カルナウバロウ

成分

使用の目的:安定剤、皮膜形成、保湿、物理的脱毛

類似した成分:キャンデリラロウ

カルナウバロウとはメイクアップ化粧品を中心に幅広く含まれている成分で、炭素数24-32の超長鎖脂肪酸及びアルコールのエステルを主成分としています。カルナウバワックスやブラジルワックスとも呼ばれることがあり、常温では淡黄褐色のロウ状の固体で、水やエタノールには全く溶けない一方、油性成分とは比較的馴染みやすい性質を持っています。製法としてはブラジルロウヤシの葉を乾燥して浮き出したロウの部分を採取、精製することによって得られます。

 特筆すべき性質としては基剤成分としての硬度や安定性が挙げられます。油性成分をベースとしたメイクアップ化粧品は高温での変性に悩まされますが、カルナウバロウは超長鎖脂肪酸を主成分としているため融点が高く、また、ワックスの中では最も硬いため、化粧品の使いやすさや高温での安定性を保持する上で有用です。また、肌に塗ると皮膜を形成する為、水分の蒸発を防ぐ保湿成分として、あるいは皮膜を利用して体毛を固めて、物理的に剝離させる目的でも利用することができます。

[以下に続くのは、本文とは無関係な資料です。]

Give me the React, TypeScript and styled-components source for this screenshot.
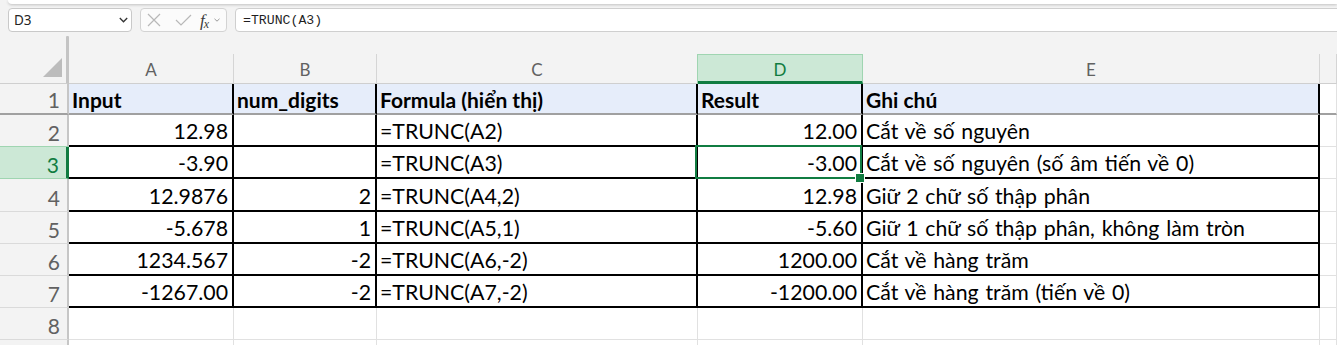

 天然由来で食品添加物としても広く利用されている成分であること、また、肌への刺激性も低いことから安心、安全に利用可能な成分です。また、カルナウバロウの皮膜は光沢があり輝いて見えるため、化粧品の見栄えを良くする効果も期待できます。大変汎用性にも優れており便利な成分ですが、原料のブラジルロウヤシについてはその栽培環境について、持続可能性の面から一部で問題提起がされています。

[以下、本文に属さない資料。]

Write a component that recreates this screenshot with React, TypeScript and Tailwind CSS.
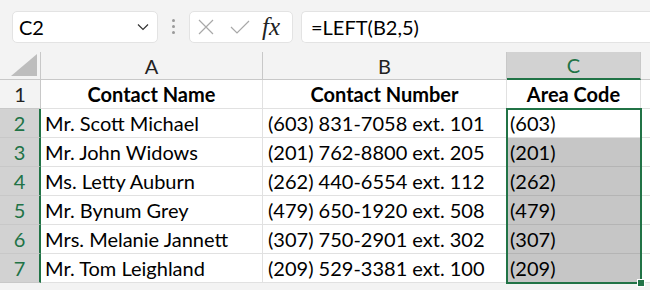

 類似した成分としてはキャンデリラロウが挙げられます。キャンデリラロウはカルナウバロウと同様に植物から採取可能なワックスで、比較的高い融点が特徴ですが、カルナウバロウと比較してより光沢が強く、柔らかいといった点で異なります。化粧品にはそれぞれの特徴を活かす形で使い分け、もしくは併用がされています。